The beauty of this online course is its ease to facilitate social and collaborative learning, enabling learners to learn together. By making it easy to learn and digest information, such an e-course in turn enables the mentors to improve performance. Most have indicated that following their enrollment into the online course, they are now able to deliver their course assignments and respond to student needs better compared to the period before enrolling. Nothing sums this up well, like a quote by Ethan Edwards, Chief Instructional Strategist at Allen Interactions. He opines: "boring e-learning fails to engage the learner’s mind, and without that basic motivation and action, nothing can happen even when the learner goes through all the required motions." The interactive aspect keeps learners engaged and interested.

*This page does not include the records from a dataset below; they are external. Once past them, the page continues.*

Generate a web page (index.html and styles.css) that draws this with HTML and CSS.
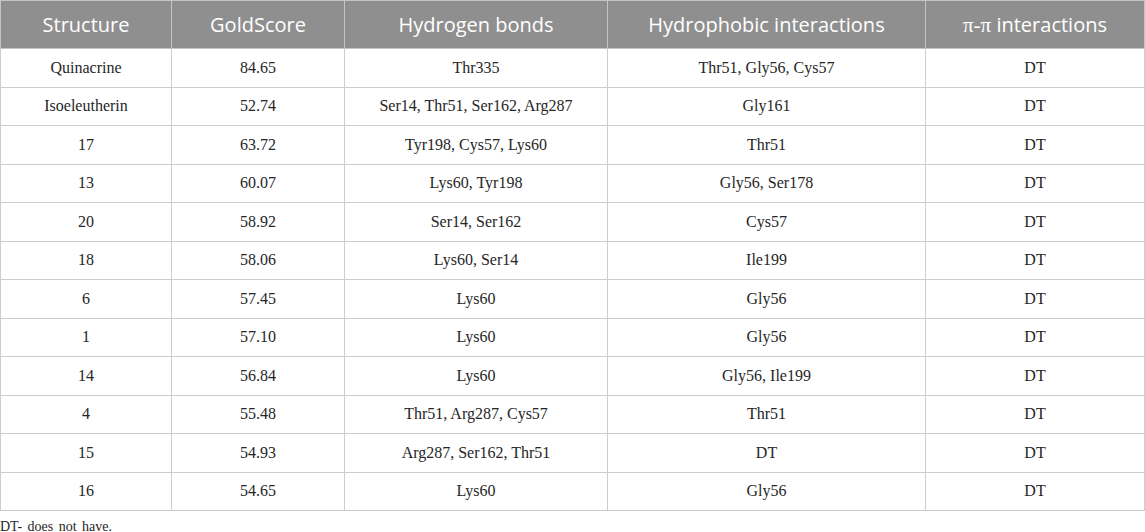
FILE: index.html
```html
<!DOCTYPE html>
<html>
<head>
<meta charset="utf-8">
<link rel="stylesheet" href="styles.css">
</head>
<body>
<table class="data">
  <colgroup>
    <col class="c1"><col class="c2"><col class="c3"><col class="c4"><col class="c5">
  </colgroup>
  <thead>
    <tr><th>Structure</th><th>GoldScore</th><th>Hydrogen bonds</th><th>Hydrophobic interactions</th><th><span class="pi">π-π</span> interactions</th></tr>
  </thead>
  <tbody>
    <tr><td>Quinacrine</td><td>84.65</td><td>Thr335</td><td>Thr51, Gly56, Cys57</td><td>DT</td></tr>
    <tr><td>Isoeleutherin</td><td>52.74</td><td>Ser14, Thr51, Ser162, Arg287</td><td>Gly161</td><td>DT</td></tr>
    <tr><td>17</td><td>63.72</td><td>Tyr198, Cys57, Lys60</td><td>Thr51</td><td>DT</td></tr>
    <tr><td>13</td><td>60.07</td><td>Lys60, Tyr198</td><td>Gly56, Ser178</td><td>DT</td></tr>
    <tr><td>20</td><td>58.92</td><td>Ser14, Ser162</td><td>Cys57</td><td>DT</td></tr>
    <tr><td>18</td><td>58.06</td><td>Lys60, Ser14</td><td>Ile199</td><td>DT</td></tr>
    <tr><td>6</td><td>57.45</td><td>Lys60</td><td>Gly56</td><td>DT</td></tr>
    <tr><td>1</td><td>57.10</td><td>Lys60</td><td>Gly56</td><td>DT</td></tr>
    <tr><td>14</td><td>56.84</td><td>Lys60</td><td>Gly56, Ile199</td><td>DT</td></tr>
    <tr><td>4</td><td>55.48</td><td>Thr51, Arg287, Cys57</td><td>Thr51</td><td>DT</td></tr>
    <tr><td>15</td><td>54.93</td><td>Arg287, Ser162, Thr51</td><td>DT</td><td>DT</td></tr>
    <tr><td>16</td><td>54.65</td><td>Lys60</td><td>Gly56</td><td>DT</td></tr>
  </tbody>
</table>
<p class="note">DT- does not have.</p>
</body>
</html>
```
FILE: styles.css
```css
html, body {
  margin: 0;
  padding: 0;
  background: #ffffff;
}

.data {
  border-collapse: collapse;
  table-layout: fixed;
  width: 1144px;
  font-family: "Liberation Serif", "Times New Roman", serif;
  font-size: 16px;
  color: #262626;
}

.c1 { width: 171px; }
.c2 { width: 173px; }
.c3 { width: 263px; }
.c4 { width: 318px; }
.c5 { width: 219px; }

.data th {
  background: #8f8f8f;
  color: #ffffff;
  font-family: "Open Sans", "Noto Sans", sans-serif;
  font-weight: 400;
  font-size: 20px;
  height: 47px;
  padding: 0;
  border: 1px solid #c4c4c4;
  text-align: center;
  vertical-align: middle;
}

.pi {
  font-family: "Liberation Serif", serif;
  font-size: 21px;
}

.data td {
  height: 37.5px;
  padding: 0;
  border: 1px solid #cdcdcd;
  text-align: center;
  vertical-align: middle;
}

.note {
  margin: 8px 0 0 0;
  font-family: "Liberation Serif", "Times New Roman", serif;
  font-size: 14px;
  color: #262626;
  word-spacing: 2px;
}
```
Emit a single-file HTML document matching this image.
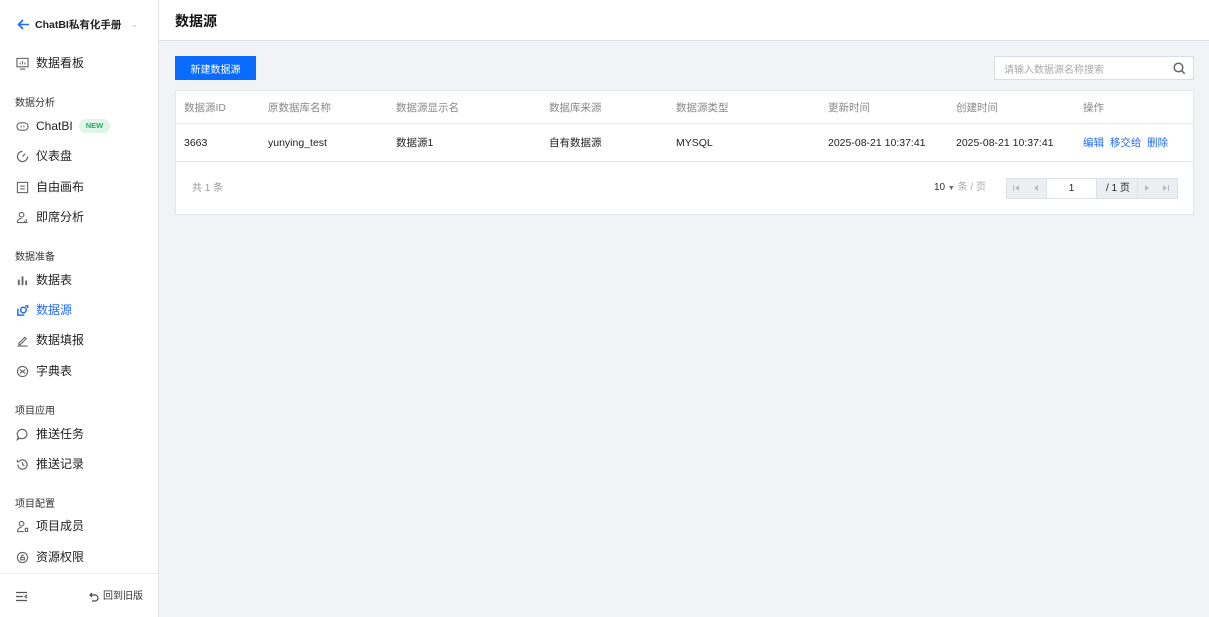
<!DOCTYPE html>
<html><head><meta charset="utf-8"><style>
*{box-sizing:border-box;margin:0;padding:0}
body{width:1209px;height:617px;overflow:hidden;background:#f2f3f7;font-family:"Liberation Sans","Noto Sans CJK SC",sans-serif;color:#222;position:relative;font-size:12px}
.side{position:absolute;left:0;top:0;width:159px;height:617px;background:#fff;border-right:1px solid #e3e4e8}
.abs{position:absolute;white-space:nowrap}
.item{position:absolute;left:16px;font-size:12px;color:#222;display:flex;align-items:center;gap:7px;line-height:14px}
.item svg{width:13px;height:13px}
.grp{position:absolute;left:15px;font-size:10px;color:#333}
.hdr{position:absolute;left:159px;top:0;width:1050px;height:41px;background:#fff;border-bottom:1px solid #dfe1e6}
.tbl{position:absolute;left:175px;top:90px;width:1019px;height:125px;background:#fff;border:1px solid #e3e5ea}
.th{position:absolute;top:10px;font-size:10.5px;color:#888;line-height:14px}
.td{position:absolute;top:45px;font-size:10.5px;color:#222;line-height:14px}
.pg{position:absolute;top:178px;height:21px;background:#eceef2;border:1px solid #dde0e6}
.fc{display:flex;align-items:center}
</style></head><body>
<div class="side">
 <svg class="abs" style="left:17px;top:19px" width="13" height="11" viewBox="0 0 13 11" fill="none" stroke="#1f6bff" stroke-width="1.6"><path d="M12 5.5H2M6 1L1.5 5.5 6 10"/></svg>
 <div class="abs" style="left:35px;top:19px;font-size:10.5px;font-weight:bold;color:#222;line-height:13px">ChatBI私有化手册</div>
 <div class="abs" style="left:131px;top:20px;font-size:8px;color:#bbb">⌄</div>
 <div class="item" style="top:56px"><svg viewBox="0 0 14 14" fill="none" stroke="#666" stroke-width="1.2"><rect x="1" y="1.5" width="12" height="9"/><path d="M4 13h6M4.5 8V6M7 8V4.5M9.5 8V6"/></svg>数据看板</div>
 <div class="grp" style="top:94px">数据分析</div>
 <div class="item" style="top:119px"><svg viewBox="0 0 14 14" fill="none" stroke="#666" stroke-width="1.2"><rect x="1" y="3" width="12" height="8" rx="4"/><path d="M5.5 6v2M8.5 6v2"/></svg>ChatBI<span style="background:#dff5e8;color:#2aa866;font-size:7.5px;font-weight:bold;padding:2px 7px;border-radius:8px;margin-left:-1px;line-height:10px">NEW</span></div>
 <div class="item" style="top:149px"><svg viewBox="0 0 14 14" fill="none" stroke="#666" stroke-width="1.3"><path d="M12.5 7A5.5 5.5 0 1 1 7 1.5"/><path d="M7 7l3-3"/></svg>仪表盘</div>
 <div class="item" style="top:180px"><svg viewBox="0 0 14 14" fill="none" stroke="#666" stroke-width="1.2"><rect x="1.5" y="1.5" width="11" height="11"/><path d="M4.5 5.5h5M4.5 8.5h5"/></svg>自由画布</div>
 <div class="item" style="top:210px"><svg viewBox="0 0 14 14" fill="none" stroke="#666" stroke-width="1.2"><circle cx="6" cy="4" r="2.5"/><path d="M1.5 12.5c0-3 2-4.5 4.5-4.5M9 12.5v-2M11 12.5v-4M1.5 12.5h11"/></svg>即席分析</div>
 <div class="grp" style="top:248px">数据准备</div>
 <div class="item" style="top:273px"><svg viewBox="0 0 14 14" fill="#666"><rect x="2" y="6" width="2" height="6"/><rect x="6" y="2.5" width="2" height="9.5"/><rect x="10" y="7" width="2" height="5"/></svg>数据表</div>
 <div class="item" style="top:303px;color:#1f6bff"><svg viewBox="0 0 14 14" fill="none" stroke="#1f6bff" stroke-width="1.6"><path d="M2 5v7h7"/><circle cx="8" cy="6.5" r="3"/><path d="M10 2h2.5v2.5"/></svg>数据源</div>
 <div class="item" style="top:333px"><svg viewBox="0 0 14 14" fill="none" stroke="#666" stroke-width="1.2"><path d="M3 10l6.5-6.5 1.5 1.5L4.5 11.5H3zM1.5 13h11"/></svg>数据填报</div>
 <div class="item" style="top:364px"><svg viewBox="0 0 14 14" fill="none" stroke="#666" stroke-width="1.2"><circle cx="7" cy="7" r="5.5"/><path d="M4 5l6 4M4 9l6-4"/></svg>字典表</div>
 <div class="grp" style="top:402px">项目应用</div>
 <div class="item" style="top:427px"><svg viewBox="0 0 14 14" fill="none" stroke="#666" stroke-width="1.3"><path d="M7 1.5a5.5 5 0 1 1-3 9.5L1.5 12.5l1-3A5.5 5 0 0 1 7 1.5z"/></svg>推送任务</div>
 <div class="item" style="top:457px"><svg viewBox="0 0 14 14" fill="none" stroke="#666" stroke-width="1.3"><path d="M2 7a5 5 0 1 0 1.5-3.5M1.5 2v2h2"/><path d="M7 4.5V7l2 1.5"/></svg>推送记录</div>
 <div class="grp" style="top:495px">项目配置</div>
 <div class="item" style="top:519px"><svg viewBox="0 0 14 14" fill="none" stroke="#666" stroke-width="1.2"><circle cx="6" cy="4" r="2.5"/><path d="M1.5 12.5c0-3 2-4.5 4.5-4.5M1.5 12.5h7M10 9h2.5v3.5H10z"/></svg>项目成员</div>
 <div class="item" style="top:550px"><svg viewBox="0 0 14 14" fill="none" stroke="#666" stroke-width="1.2"><circle cx="7" cy="7" r="5.5"/><path d="M5 9.5h4V7H5zM6 7V5.5a1 1 0 0 1 2 0"/></svg>资源权限</div>
 <div style="position:absolute;left:0;top:573px;width:158px;border-top:1px solid #eceef1"></div>
 <div class="abs" style="left:15px;top:591px"><svg width="13" height="11" viewBox="0 0 13 11" fill="none" stroke="#555" stroke-width="1.2"><path d="M1 1.5h11M1 5.5h7M1 9.5h11M12 4l-2 1.5L12 7"/></svg></div>
 <div class="abs fc" style="left:89px;top:590px;font-size:10px;color:#333;gap:4px;line-height:13px"><svg width="10" height="10" viewBox="0 0 10 10" fill="none" stroke="#444" stroke-width="1.2"><path d="M3 1L1 3l2 2M1 3h5a3 3 0 0 1 0 6H3"/></svg>回到旧版</div>
</div>
<div class="hdr"><div class="abs" style="left:16px;top:11px;font-size:14px;font-weight:bold;color:#111">数据源</div></div>
<div class="abs fc" style="left:175px;top:56px;width:81px;height:24px;background:#0a6cff;color:#fff;font-size:10px;justify-content:center">新建数据源</div>
<div class="abs fc" style="left:994px;top:56px;width:200px;height:24px;background:#fff;border:1px solid #d9dce2;font-size:10px;color:#aaa;padding-left:9px">请输入数据源名称搜索
 <svg style="position:absolute;right:7px;top:5px" width="13" height="13" viewBox="0 0 13 13" fill="none" stroke="#666" stroke-width="1.5"><circle cx="5.5" cy="5.5" r="4.3"/><path d="M8.7 8.7l3 3"/></svg></div>
<div class="tbl">
 <div style="position:absolute;left:0;top:32px;width:100%;border-top:1px solid #e6e8ec"></div>
 <div style="position:absolute;left:0;top:70px;width:100%;border-top:1px solid #e6e8ec"></div>
 <div class="th" style="left:8px">数据源ID</div><div class="th" style="left:92px">原数据库名称</div><div class="th" style="left:220px">数据源显示名</div><div class="th" style="left:373px">数据库来源</div><div class="th" style="left:500px">数据源类型</div><div class="th" style="left:652px">更新时间</div><div class="th" style="left:780px">创建时间</div><div class="th" style="left:907px">操作</div>
 <div class="td" style="left:8px">3663</div><div class="td" style="left:92px">yunying_test</div><div class="td" style="left:220px">数据源1</div><div class="td" style="left:373px">自有数据源</div><div class="td" style="left:500px">MYSQL</div><div class="td" style="left:652px">2025-08-21 10:37:41</div><div class="td" style="left:780px">2025-08-21 10:37:41</div>
 <div class="td" style="left:907px;color:#1f6bff">编辑&nbsp;&nbsp;移交给&nbsp;&nbsp;删除</div>
 <div class="abs" style="left:16px;top:91px;font-size:10px;color:#999;line-height:14px">共 1 条</div>
</div>
<div class="abs" style="left:934px;top:181px;font-size:10px;color:#333;line-height:14px">10 <span style="font-size:7px;color:#666">▼</span> <span style="color:#aaa">条 / 页</span></div>
<div class="pg" style="left:1006px;width:172px"></div>
<svg class="abs" style="left:1012px;top:184px" width="8" height="8" viewBox="0 0 8 8" fill="#bbb"><rect x="1" y="1" width="1" height="6"/><path d="M7 1v6L3 4z"/></svg>
<svg class="abs" style="left:1032px;top:184px" width="8" height="8" viewBox="0 0 8 8" fill="#bbb"><path d="M6 1v6L2 4z"/></svg>
<div class="abs fc" style="left:1046px;top:178px;width:51px;height:21px;background:#fff;border:1px solid #dde0e6;justify-content:center;font-size:10px">1</div>
<div class="abs" style="left:1106px;top:182px;font-size:10px;color:#222;line-height:13px">/ 1 页</div>
<div class="abs" style="left:1137px;top:178px;width:40px;height:21px;border-left:1px solid #dde0e6"></div>
<svg class="abs" style="left:1143px;top:184px" width="8" height="8" viewBox="0 0 8 8" fill="#bbb"><path d="M2 1v6L6 4z"/></svg>
<svg class="abs" style="left:1162px;top:184px" width="8" height="8" viewBox="0 0 8 8" fill="#bbb"><path d="M1 1v6L5 4z"/><rect x="6" y="1" width="1" height="6"/></svg>
</body></html>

As an alternative to the paper-based learning, all e-learning programs offer less stress on the environment both in terms of paper waste and usage. Only a computer or a mobile phone and internet access is all a learner and course facilitator needs to complete the course.
Most importantly, it is the ease of access and facilitation by experts that make e-learning interesting for the trainees, thereby explaining the high interest and good performance of trainees. For instance, none of the 150 enrolled has dropped out of the e-course that MCOP manages, supervised by professionals from MCOP and the University of Rwanda, School of Education that certified the course.
This evidence only proves that with the right ingredients in place, e-learning can work even for the least privileged. For this to work, all that is required is a good mix of interventions right from good government policy to proper programme monitoring and engagement with development partners.
To quote Jim Crapko, "If you continue training the same way you’ve always trained, don’t expect to get better results." It is time to embrace new technologies that offer alternatives for teachers like Nyirabashyitsi Valerie to be able to upgrade, gain knowledge and contribute better to Rwanda’s improved education.